Alias of Multiset.dedup_cons_of_notMem.

theorem Multiset.dedup_le {α : Type u_1} [DecidableEq α] (s : Multiset α) : s.dedup ≤ s

theorem Multiset.dedup_subset {α : Type u_1} [DecidableEq α] (s : Multiset α) : s.dedup ⊆ s

theorem Multiset.subset_dedup {α : Type u_1} [DecidableEq α] (s : Multiset α) : s ⊆ s.dedup

@[simp]

theorem Multiset.dedup_subset' {α : Type u_1} [DecidableEq α] {s t : Multiset α} : s.dedup ⊆ t ↔ s ⊆ t

@[simp]

theorem Multiset.subset_dedup' {α : Type u_1} [DecidableEq α] {s t : Multiset α} : s ⊆ t.dedup ↔ s ⊆ t

@[simp]

theorem Multiset.nodup_dedup {α : Type u_1} [DecidableEq α] (s : Multiset α) : s.dedup.Nodup

theorem Multiset.dedup_eq_self {α : Type u_1} [DecidableEq α] {s : Multiset α} : s.dedup = s ↔ s.Nodup

theorem Multiset.Nodup.dedup {α : Type u_1} [DecidableEq α] {s : Multiset α} : s.Nodup → s.dedup = s

Alias of the reverse direction of Multiset.dedup_eq_self.

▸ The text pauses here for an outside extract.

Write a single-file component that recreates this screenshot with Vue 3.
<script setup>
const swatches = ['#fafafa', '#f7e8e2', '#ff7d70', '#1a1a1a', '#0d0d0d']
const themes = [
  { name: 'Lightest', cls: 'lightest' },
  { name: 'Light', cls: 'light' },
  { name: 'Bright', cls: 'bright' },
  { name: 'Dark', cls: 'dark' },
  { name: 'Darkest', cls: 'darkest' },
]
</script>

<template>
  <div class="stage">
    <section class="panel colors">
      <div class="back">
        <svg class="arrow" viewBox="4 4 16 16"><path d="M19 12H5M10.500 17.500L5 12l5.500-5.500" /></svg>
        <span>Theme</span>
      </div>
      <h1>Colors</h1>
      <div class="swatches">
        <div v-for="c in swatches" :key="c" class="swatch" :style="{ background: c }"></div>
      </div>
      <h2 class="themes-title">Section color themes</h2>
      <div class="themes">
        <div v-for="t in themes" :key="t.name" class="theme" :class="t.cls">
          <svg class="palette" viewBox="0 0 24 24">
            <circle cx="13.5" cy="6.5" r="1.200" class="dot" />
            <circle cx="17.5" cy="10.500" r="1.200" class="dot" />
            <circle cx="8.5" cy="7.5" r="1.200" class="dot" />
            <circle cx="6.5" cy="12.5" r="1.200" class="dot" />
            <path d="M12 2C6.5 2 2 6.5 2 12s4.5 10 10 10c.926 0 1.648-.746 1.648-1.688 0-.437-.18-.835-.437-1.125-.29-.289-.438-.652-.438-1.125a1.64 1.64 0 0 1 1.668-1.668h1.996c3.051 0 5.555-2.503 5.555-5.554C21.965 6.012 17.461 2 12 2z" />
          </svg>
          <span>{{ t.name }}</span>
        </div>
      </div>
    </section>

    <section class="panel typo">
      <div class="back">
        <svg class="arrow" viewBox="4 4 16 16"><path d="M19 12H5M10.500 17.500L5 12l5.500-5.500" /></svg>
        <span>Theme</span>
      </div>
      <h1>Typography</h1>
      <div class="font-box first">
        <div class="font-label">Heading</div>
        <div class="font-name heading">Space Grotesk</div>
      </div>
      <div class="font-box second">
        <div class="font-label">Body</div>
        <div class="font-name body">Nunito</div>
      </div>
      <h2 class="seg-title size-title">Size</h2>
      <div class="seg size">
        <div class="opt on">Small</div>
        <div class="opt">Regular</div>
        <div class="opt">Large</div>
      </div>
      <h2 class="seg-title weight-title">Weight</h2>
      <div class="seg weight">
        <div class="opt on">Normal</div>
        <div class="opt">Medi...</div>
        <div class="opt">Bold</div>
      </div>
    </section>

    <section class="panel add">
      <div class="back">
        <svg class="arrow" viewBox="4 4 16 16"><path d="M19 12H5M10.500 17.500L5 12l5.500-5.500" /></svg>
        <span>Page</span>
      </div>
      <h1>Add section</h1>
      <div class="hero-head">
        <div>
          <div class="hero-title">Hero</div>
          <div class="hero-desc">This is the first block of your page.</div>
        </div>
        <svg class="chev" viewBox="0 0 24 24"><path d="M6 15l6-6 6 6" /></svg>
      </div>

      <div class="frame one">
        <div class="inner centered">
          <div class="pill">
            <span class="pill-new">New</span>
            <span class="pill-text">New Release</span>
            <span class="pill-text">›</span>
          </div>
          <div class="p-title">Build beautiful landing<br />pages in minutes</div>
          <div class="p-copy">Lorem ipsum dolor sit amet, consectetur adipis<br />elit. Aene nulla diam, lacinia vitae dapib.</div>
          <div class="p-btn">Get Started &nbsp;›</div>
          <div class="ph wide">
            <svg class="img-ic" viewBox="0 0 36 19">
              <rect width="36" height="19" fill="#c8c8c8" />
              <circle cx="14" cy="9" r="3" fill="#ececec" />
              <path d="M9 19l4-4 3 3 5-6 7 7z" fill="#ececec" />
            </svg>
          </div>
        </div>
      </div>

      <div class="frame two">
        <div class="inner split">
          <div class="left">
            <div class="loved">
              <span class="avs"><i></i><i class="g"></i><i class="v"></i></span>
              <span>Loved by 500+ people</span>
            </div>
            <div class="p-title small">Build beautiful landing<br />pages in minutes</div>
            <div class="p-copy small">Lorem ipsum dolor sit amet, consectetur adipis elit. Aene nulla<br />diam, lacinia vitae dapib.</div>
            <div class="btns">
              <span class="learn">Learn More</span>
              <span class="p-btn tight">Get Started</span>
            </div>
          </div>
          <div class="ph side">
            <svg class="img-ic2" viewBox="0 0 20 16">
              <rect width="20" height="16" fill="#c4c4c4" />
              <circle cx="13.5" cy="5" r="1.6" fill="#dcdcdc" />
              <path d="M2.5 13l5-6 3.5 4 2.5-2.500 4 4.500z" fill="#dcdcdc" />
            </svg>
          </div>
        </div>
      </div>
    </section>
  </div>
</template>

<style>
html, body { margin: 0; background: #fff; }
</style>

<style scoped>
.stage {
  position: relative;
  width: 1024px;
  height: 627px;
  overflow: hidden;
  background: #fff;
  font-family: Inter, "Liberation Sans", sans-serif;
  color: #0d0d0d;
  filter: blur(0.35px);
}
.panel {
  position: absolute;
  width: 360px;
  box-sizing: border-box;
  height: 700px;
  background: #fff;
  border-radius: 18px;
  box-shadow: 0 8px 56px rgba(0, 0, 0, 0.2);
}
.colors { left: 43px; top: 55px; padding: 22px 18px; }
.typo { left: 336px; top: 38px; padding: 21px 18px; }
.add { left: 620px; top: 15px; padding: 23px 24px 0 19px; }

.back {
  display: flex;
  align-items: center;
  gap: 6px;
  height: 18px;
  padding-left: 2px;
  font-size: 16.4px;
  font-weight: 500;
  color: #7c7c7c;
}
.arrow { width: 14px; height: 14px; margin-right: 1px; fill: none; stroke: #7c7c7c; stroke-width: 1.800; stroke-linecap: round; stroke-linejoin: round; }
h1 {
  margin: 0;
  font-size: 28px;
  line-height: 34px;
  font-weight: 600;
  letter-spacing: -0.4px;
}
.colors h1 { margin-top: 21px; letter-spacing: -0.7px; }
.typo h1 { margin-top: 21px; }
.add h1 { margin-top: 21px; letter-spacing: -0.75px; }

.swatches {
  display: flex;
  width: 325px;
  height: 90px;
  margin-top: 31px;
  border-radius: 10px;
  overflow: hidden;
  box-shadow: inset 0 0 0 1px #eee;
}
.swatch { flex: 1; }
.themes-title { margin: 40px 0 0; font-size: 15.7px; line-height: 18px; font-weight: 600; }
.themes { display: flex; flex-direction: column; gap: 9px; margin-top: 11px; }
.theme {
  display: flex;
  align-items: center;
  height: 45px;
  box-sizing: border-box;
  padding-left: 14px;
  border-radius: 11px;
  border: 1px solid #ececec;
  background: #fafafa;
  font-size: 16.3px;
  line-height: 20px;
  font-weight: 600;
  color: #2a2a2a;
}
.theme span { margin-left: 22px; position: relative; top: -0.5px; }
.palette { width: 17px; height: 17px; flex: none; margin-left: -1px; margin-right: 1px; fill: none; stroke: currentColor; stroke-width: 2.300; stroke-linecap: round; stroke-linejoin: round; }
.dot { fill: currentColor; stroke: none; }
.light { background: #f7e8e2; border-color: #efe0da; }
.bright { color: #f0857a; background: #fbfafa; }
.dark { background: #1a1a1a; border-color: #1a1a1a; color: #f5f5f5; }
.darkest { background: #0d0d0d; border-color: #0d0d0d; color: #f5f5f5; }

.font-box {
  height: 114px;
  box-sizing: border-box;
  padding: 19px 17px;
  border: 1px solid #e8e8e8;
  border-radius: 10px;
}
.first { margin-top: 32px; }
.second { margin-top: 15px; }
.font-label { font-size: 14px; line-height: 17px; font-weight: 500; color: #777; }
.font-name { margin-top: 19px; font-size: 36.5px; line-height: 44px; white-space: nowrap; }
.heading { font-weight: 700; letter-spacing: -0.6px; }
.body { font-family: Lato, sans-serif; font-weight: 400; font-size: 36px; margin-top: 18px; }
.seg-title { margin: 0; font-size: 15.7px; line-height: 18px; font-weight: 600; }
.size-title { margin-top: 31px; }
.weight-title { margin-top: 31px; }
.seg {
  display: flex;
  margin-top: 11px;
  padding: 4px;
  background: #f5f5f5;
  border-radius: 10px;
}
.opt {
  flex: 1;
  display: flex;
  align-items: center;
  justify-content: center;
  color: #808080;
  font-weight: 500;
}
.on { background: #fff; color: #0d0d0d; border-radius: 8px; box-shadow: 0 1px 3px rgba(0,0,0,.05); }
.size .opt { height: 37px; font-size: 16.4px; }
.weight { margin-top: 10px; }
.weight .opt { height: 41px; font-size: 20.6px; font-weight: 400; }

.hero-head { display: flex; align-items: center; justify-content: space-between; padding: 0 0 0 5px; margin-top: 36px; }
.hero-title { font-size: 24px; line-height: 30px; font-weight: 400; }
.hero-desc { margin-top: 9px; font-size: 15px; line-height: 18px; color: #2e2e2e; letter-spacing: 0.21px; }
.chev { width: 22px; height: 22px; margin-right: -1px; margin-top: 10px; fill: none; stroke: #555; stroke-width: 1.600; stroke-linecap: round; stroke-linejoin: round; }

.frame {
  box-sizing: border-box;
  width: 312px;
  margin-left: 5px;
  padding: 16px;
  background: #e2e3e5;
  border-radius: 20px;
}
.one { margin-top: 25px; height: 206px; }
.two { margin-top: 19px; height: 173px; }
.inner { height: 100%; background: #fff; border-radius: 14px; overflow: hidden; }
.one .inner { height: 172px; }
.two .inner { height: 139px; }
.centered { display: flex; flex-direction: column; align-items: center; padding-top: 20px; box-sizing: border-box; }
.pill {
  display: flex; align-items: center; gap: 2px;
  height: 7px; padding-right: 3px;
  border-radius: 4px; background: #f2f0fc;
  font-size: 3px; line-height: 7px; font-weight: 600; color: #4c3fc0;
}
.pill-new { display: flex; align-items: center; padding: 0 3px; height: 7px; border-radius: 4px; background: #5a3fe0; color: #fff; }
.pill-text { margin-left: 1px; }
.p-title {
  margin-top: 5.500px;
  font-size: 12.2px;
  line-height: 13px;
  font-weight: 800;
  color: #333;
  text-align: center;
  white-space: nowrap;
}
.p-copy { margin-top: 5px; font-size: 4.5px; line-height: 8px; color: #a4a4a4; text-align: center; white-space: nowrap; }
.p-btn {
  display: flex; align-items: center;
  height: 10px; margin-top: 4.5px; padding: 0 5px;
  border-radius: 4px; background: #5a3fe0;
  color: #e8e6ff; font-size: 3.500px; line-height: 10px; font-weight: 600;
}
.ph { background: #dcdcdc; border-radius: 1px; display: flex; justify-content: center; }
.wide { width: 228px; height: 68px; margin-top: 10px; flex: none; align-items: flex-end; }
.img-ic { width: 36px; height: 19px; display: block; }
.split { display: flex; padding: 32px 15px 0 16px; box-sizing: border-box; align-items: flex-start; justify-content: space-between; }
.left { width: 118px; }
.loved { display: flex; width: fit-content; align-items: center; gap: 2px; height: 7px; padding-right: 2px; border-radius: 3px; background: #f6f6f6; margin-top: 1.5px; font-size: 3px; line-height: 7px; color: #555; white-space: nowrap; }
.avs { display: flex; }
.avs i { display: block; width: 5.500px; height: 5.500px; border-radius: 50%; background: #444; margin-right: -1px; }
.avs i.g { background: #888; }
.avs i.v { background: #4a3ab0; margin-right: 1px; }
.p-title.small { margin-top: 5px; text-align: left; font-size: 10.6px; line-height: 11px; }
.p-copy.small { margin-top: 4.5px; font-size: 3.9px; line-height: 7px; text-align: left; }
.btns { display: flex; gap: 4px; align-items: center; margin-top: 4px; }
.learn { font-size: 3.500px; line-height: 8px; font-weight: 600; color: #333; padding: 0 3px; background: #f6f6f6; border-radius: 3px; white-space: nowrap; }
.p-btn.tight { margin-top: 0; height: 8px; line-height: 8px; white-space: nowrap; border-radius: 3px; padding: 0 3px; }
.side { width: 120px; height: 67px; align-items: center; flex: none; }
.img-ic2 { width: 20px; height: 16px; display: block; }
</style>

theorem Multiset.count_dedup {α : Type u_1} [DecidableEq α] (m : Multiset α) (a : α) : count a m.dedup = if a ∈ m then 1 else 0

@[simp]

theorem Multiset.dedup_idem {α : Type u_1} [DecidableEq α] {m : Multiset α} : m.dedup.dedup = m.dedup

theorem Multiset.dedup_eq_zero {α : Type u_1} [DecidableEq α] {s : Multiset α} : s.dedup = 0 ↔ s = 0

@[simp]

theorem Multiset.dedup_singleton {α : Type u_1} [DecidableEq α] {a : α} : {a}.dedup = {a}

theorem Multiset.le_dedup {α : Type u_1} [DecidableEq α] {s t : Multiset α} : s ≤ t.dedup ↔ s ≤ t ∧ s.Nodup

theorem Multiset.le_dedup_self {α : Type u_1} [DecidableEq α] {s : Multiset α} : s ≤ s.dedup ↔ s.Nodup

theorem Multiset.dedup_ext {α : Type u_1} [DecidableEq α] {s t : Multiset α} : s.dedup = t.dedup ↔ ∀ (a : α), a ∈ s ↔ a ∈ t

theorem Multiset.dedup_map_of_injective {α : Type u_1} {β : Type u_2} [DecidableEq α] [DecidableEq β] {f : α → β} (hf : Function.Injective f) (s : Multiset α) : (map f s).dedup = map f s.dedup

theorem Multiset.dedup_map_dedup_eq {α : Type u_1} {β : Type u_2} [DecidableEq α] [DecidableEq β] (f : α → β) (s : Multiset α) : (map f s.dedup).dedup = (map f s).dedup

theorem Multiset.Nodup.le_dedup_iff_le {α : Type u_1} [DecidableEq α] {s t : Multiset α} (hno : s.Nodup) : s ≤ t.dedup ↔ s ≤ t

theorem Multiset.Subset.dedup_add_right {α : Type u_1} [DecidableEq α] {s t : Multiset α} (h : s ⊆ t) : (s + t).dedup = t.dedup

theorem Multiset.Subset.dedup_add_left {α : Type u_1} [DecidableEq α] {s t : Multiset α} (h : t ⊆ s) : (s + t).dedup = s.dedup

theorem Multiset.Disjoint.dedup_add {α : Type u_1} [DecidableEq α] {s t : Multiset α} (h : Disjoint s t) : (s + t).dedup = s.dedup + t.dedup

theorem List.Subset.dedup_append_left {α : Type u_1} [DecidableEq α] {s t : List α} (h : t ⊆ s) : (s ++ t).dedup.Perm s.dedup

Note that the stronger List.Subset.dedup_append_right is proved earlier.